Of course, it was deplored, in the vague repetitive cant of the moment, binding no one to do anything that mattered afterwards, uttered once again as it has been said before, all too frequently, in what’s become a tiresome futile ritual, accompanied by prayers, bowed heads, hands held in seeming unity, embraces, silences observed, and then, well, nothing at all happens, not by enforcing the law that is, nor passing effective legal reforms to make us safer.
We have officers down in Dallas, rightly presumed entirely blameless for the bad acts of other officers who have killed blacks; the survivors hurt, family and friends hurt, and intolerance and blame-shifting have increased, and with a new strain more virulent than the last, as the nation dives in a dizzying downward spiral of retribution.
What to do?
We must establish civilian review boards.
We must have transparency – no cop cameras off or missing going forward.
We must stop the militarization of our police force.

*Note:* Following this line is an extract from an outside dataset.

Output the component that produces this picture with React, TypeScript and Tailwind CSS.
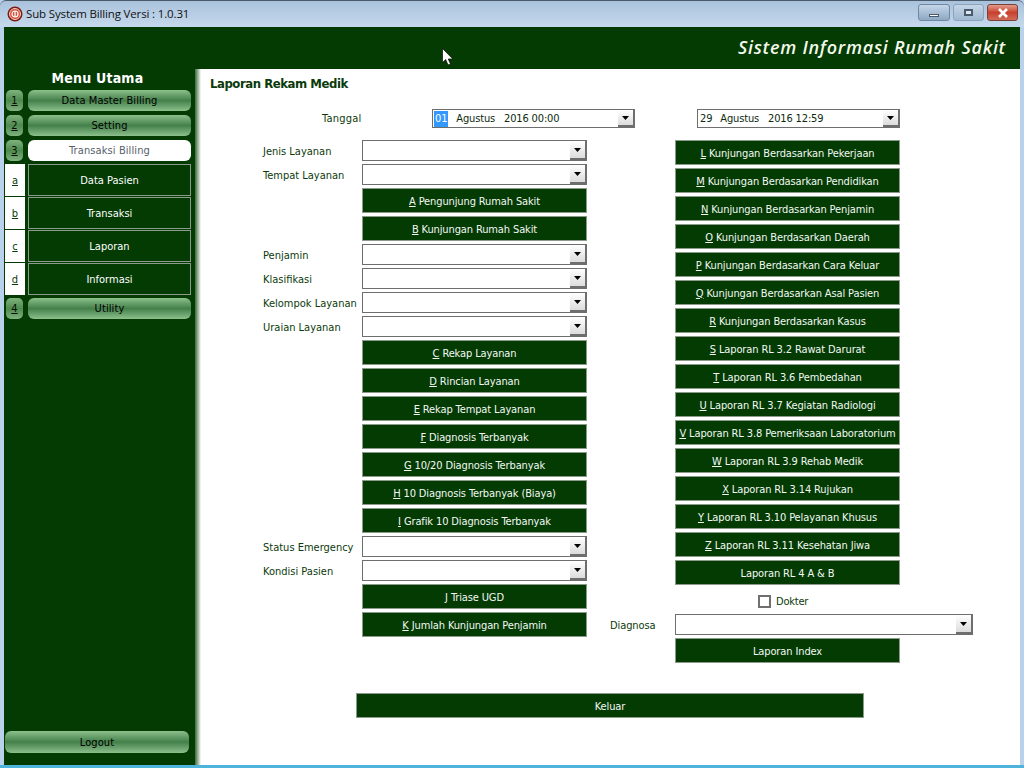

This is not Fallujah.
We must reform how we treat persons of color and from different religious backgrounds.
We must support good cops who see what’s wrong but fear to come forward.
We must cure this addicting fetish for every American to possess a weapon no matter how needless the ownership or incompetent or inapt the person to wield it.
We must punish those who shoot cops – as we punish the offending cops.
Our pledge before the flag proclaims, “with liberty and justice for all,” but that’s not the case presently; we must work on this.
Our society’s indifference and incapacity to change has navigated us into these dire straits.
We act en masse like the disinterested curious driver passing by a roadside accident that has nothing to do with the driver but to delay him on his way.
These violent acts have everything to do with all of us.
We have allowed this cancer in our nation to thrive and metastasize and must now cure it –if our cancer hasn’t already passed the point because of our delay when the condition was operable.